Robshaw: I had a little studio down on Broome Street with some other artists where I was selling paintings to decorators for showhouses or spec houses. I had stacks of my fabrics that I made in India on the floor. A few of the decorators noticed them and asked if they could buy them for upholstery. That was the beginning.
Bliss: So, your move into textiles was an accidental one?
Robshaw: A complete accident! I had another friend that worked with Calvin Klein. He saw the prints suggested I sell them to the brand. I had a meeting with an assistant, and slowly more senior people came out until finally the senior director looked at everything, and said, “I’ll take all of it.” That got me rolling into this whole world of textiles. The art world is so weird and wacky that it pushed me off from the art stuff to the textile world.
Bliss: Did you see textiles as just another form of art?
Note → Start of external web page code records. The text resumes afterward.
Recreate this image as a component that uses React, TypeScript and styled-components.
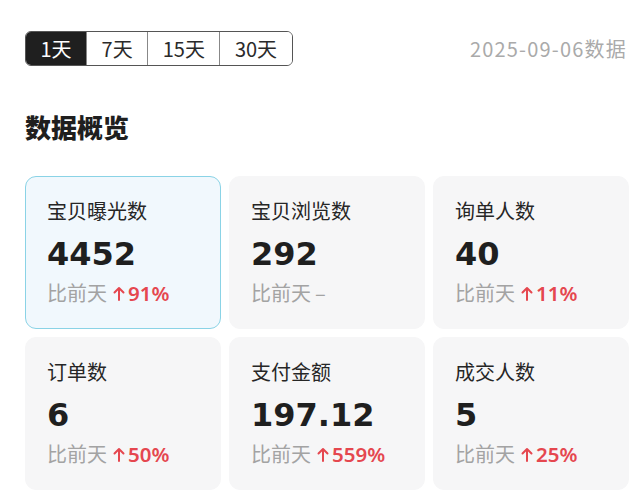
import React from 'react'
import styled, { createGlobalStyle } from 'styled-components'

const GlobalStyle = createGlobalStyle`
    html, body {
        margin: 0;
        padding: 0;
        background: #ffffff;
        font-family: "Noto Sans", "Noto Sans CJK SC", sans-serif;
    }
`

const Page = styled.div`
    width: 604px;
    padding: 31px 0 0 25px;
`

const TopBar = styled.div`
    display: flex;
    align-items: center;
    justify-content: space-between;
`

const Segments = styled.div`
    display: flex;
    height: 35px;
    border: 1px solid #555;
    border-radius: 6px;
    overflow: hidden;
    box-sizing: border-box;
`

const Segment = styled.div<{ $active?: boolean }>`
    display: flex;
    align-items: center;
    justify-content: center;
    padding: 0 14.5px;
    font-family: "Noto Sans CJK SC", sans-serif;
    font-size: 20px;
    color: ${p => (p.$active ? '#fff' : '#2a2a2a')};
    background: ${p => (p.$active ? '#1f1f1f' : '#fff')};
    & + & {
        border-left: 1px solid #888;
    }
`

const DateText = styled.div`
    font-family: "Noto Sans CJK SC", sans-serif;
    font-size: 20px;
    letter-spacing: 1.2px;
    color: #aaaaaa;
    margin-right: 2px;
`

const Heading = styled.h2`
    margin: 43px 0 0;
    font-family: "Noto Sans CJK SC", sans-serif;
    font-size: 26px;
    line-height: 36px;
    font-weight: 800;
    color: #1f1f1f;
`

const Grid = styled.div`
    display: grid;
    grid-template-columns: repeat(3, 196px);
    gap: 8px;
    margin-top: 31px;
`

const Card = styled.div<{ $active?: boolean }>`
    height: 153px;
    box-sizing: border-box;
    padding: 20px 21px;
    border-radius: 11px;
    border: 1px solid ${p => (p.$active ? '#8ad3e6' : '#f6f6f7')};
    background: ${p => (p.$active ? '#f1f8fd' : '#f6f6f7')};
`

const Title = styled.div`
    font-family: "Noto Sans CJK SC", sans-serif;
    font-size: 20px;
    line-height: 28px;
    color: #262626;
`

const Value = styled.div`
    margin-top: 9px;
    font-family: "DejaVu Sans", sans-serif;
    font-weight: 700;
    font-size: 32px;
    line-height: 40px;
    color: #1f1f1f;
`

const Compare = styled.div`
    display: flex;
    align-items: center;
    margin-top: 5px;
    font-family: "Noto Sans CJK SC", sans-serif;
    font-size: 20px;
    line-height: 28px;
    color: #a3a3a3;
`

const Change = styled.span`
    display: inline-flex;
    align-items: center;
    margin-left: 6px;
    font-family: "Noto Sans", sans-serif;
    font-size: 20.5px;
    font-weight: 600;
    color: #e5474f;
`

const Flat = styled.span`
    margin-left: 4px;
    color: #a3a3a3;
`

const UpArrow = () => (
    <svg width="12" height="15" viewBox="0 0 12 15" style={{ marginRight: 3 }}>
        <path d="M6 14V2M1.5 6.5L6 2l4.5 4.5" fill="none" stroke="#e5474f" strokeWidth="2" strokeLinecap="round" strokeLinejoin="round" />
    </svg>
)

const stats = [
    { title: '宝贝曝光数', value: '4452', change: '91%', active: true },
    { title: '宝贝浏览数', value: '292', change: '' },
    { title: '询单人数', value: '40', change: '11%' },
    { title: '订单数', value: '6', change: '50%' },
    { title: '支付金额', value: '197.12', change: '559%' },
    { title: '成交人数', value: '5', change: '25%' },
]

export default function App() {
    return (
        <Page>
            <GlobalStyle />
            <TopBar>
                <Segments>
                    <Segment $active>1天</Segment>
                    <Segment>7天</Segment>
                    <Segment>15天</Segment>
                    <Segment>30天</Segment>
                </Segments>
                <DateText>2025-09-06数据</DateText>
            </TopBar>

            <Heading>数据概览</Heading>

            <Grid>
                {stats.map(s => (
                    <Card key={s.title} $active={s.active}>
                        <Title>{s.title}</Title>
                        <Value>{s.value}</Value>
                        <Compare>
                            比前天
                            {s.change ? (
                                <Change>
                                    <UpArrow />
                                    {s.change}
                                </Change>
                            ) : (
                                <Flat>–</Flat>
                            )}
                        </Compare>
                    </Card>
                ))}
            </Grid>
        </Page>
    )
}
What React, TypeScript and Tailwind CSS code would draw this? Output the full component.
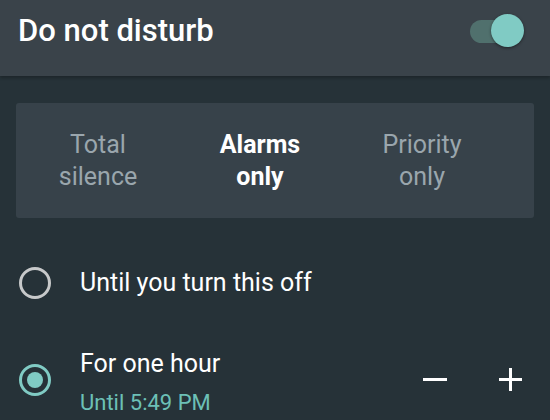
export default function App() {
  return (
    <div
      className="w-[550px] h-[420px] overflow-hidden bg-[#263238] text-white"
      style={{ fontFamily: "Roboto, 'Liberation Sans', sans-serif" }}
    >
      {/* Header */}
      <div className="h-[76px] bg-[#3a434a] flex items-start justify-between pl-[18px] pr-[26px] pt-[12px] shadow-[0_2px_3px_rgba(0,0,0,0.25)]">
        <span className="text-[31px] leading-[38px] font-medium">Do not disturb</span>
        <div className="relative w-[54px] h-[34px] mt-[2px]">
          <div className="absolute left-0 top-[6px] w-[40px] h-[23px] rounded-full bg-[#50706d]" />
          <div className="absolute right-0 top-0 w-[33px] h-[33px] rounded-full bg-[#80cbc4] shadow-[0_1px_3px_rgba(0,0,0,0.45)]" />
        </div>
      </div>

      {/* Mode selector */}
      <div className="mx-[16px] mt-[27px] h-[115px] rounded-[3px] bg-[#37424a] grid grid-cols-[162px_162px_162px] pl-[1px] items-center text-[25px] leading-[32px] text-center">
        <div className="text-[#9aa6ad]">Total<br />silence</div>
        <div className="font-bold">Alarms<br />only</div>
        <div className="text-[#9aa6ad]">Priority<br />only</div>
      </div>

      {/* Options */}
      <div className="mt-[49px] flex items-center pl-[19px]">
        <div className="w-[32px] h-[32px] rounded-full border-[3px] border-[#c7c9ca]" />
        <span className="ml-[29px] text-[25px] leading-[30px]">Until you turn this off</span>
      </div>

      <div className="mt-[50px] flex items-start pl-[19px] pr-[28px]">
        <div className="mt-[15px] w-[32px] h-[32px] rounded-full border-[3px] border-[#80cbc4] flex items-center justify-center">
          <div className="w-[16px] h-[16px] rounded-full bg-[#80cbc4]" />
        </div>
        <div className="ml-[29px] flex flex-col">
          <span className="text-[25px] leading-[30px]">For one hour</span>
          <span className="text-[22px] leading-[26px] mt-[11px] text-[#6cc0b6]">Until 5:49 PM</span>
        </div>
        <div className="ml-auto mt-[19px] flex items-center gap-[52px]">
          <div className="w-[24px] h-[3px] bg-white" />
          <div className="relative w-[23px] h-[23px]">
            <div className="absolute left-0 top-[10px] w-[23px] h-[3px] bg-white" />
            <div className="absolute left-[10px] top-0 w-[3px] h-[23px] bg-white" />
          </div>
        </div>
      </div>
    </div>
  );
}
Robshaw: Yes, I did, even though there was this big snobbery between design and art at that time. However, fabric had all these qualities that art didn’t have. It had all this context where the art world you had to sort of up make up your own context and backstory. Textiles had thousands of years of history, symbolism of the designs, and stories about culture and artisans.
Bliss: What about financially? How did you start making money from your textile designs?
Robshaw: When I realized fashion houses had an enormous appetite for prints the light bulb went off. That first time I went to Calvin Klein, they paid $500 a print. I sold 20 prints and made $5,000. That’s much better than driving a truck or working on a tugboat, or all the odd jobs I did while I struggled to sell art and get paid. Calvin Klein, Donna Karan, Polo and everybody bought them and I was able to live off just selling individual prints for that year.
Bliss: How did you make the shift to the design world?
Robshaw: The fashion world is a little dodgy. Some of the brands would keep the prints for a week or two and copy them. However, a few decorators and their clients started buying my work too. They were a lot more fun to collaborate with and they actually paid me.
Bliss: How did you scale into a business?
Robshaw: I design everything thanks to my art background. I figured out the sourcing and production in India. The next step was where do I sell? That took a little while. I had no money, so there was no financing. It was all bootstrapping. Very early on, I was featured in House Beautiful and a decorator brought a client who ordered $40,000 of fabric on the spot. I was able to pay off my student loans. Her husband was a big finance investor and he came to meet me and asked if I wanted financing or had a business plan. I was like ‘What is a business plan?’ I think he sort of rolled his eyes. It was a good thing that I didn’t take some money early on, I could have easily signed a bad deal giving him half the company.
Bliss: Did you ever have outside investors?
Robshaw: No. I just started slowly. I had a showroom. I went to trade shows. I got enough money together to hire somebody to help. It was organic, which is both a good and a bad way to do it because you learn slowly, but make smaller mistakes than if I had a lot of initial investor money. I’d also come from the art world, which is sort of a nasty, tough environment. Dealing with art dealers and people not paying you, that’s not a bad introduction. It toughens you up for other businesses. So between all that I figured out enough to get rolling in my business.
Bliss:How long did it take be profitable?
Robshaw: I started to make a little bit of money right away from decorators who paid decent money. One advantage was that I had really low overhead. My Lower East Side studio was cheap and my showroom was on 29th, one of the cheapest streets in the city at that time. The dot com bubble burst in 1999 and I remember looking at office space after people basically left in the middle of the night.
Bliss: How did your brand evolve beyond just textiles?
Robs haw: I started with fabrics by yard then moved into pillows, quilts, and into bedding and upholstered furniture. I have been roaming around a lifestyle world since then as we are also a print company. I have done print collections for UNIQLO, Lucky Jeans, and Swell bottles. We also license fabrics and furniture with brands like Duralee and Robert Allen. We collaborate with a lot of brands–it is all so much fun.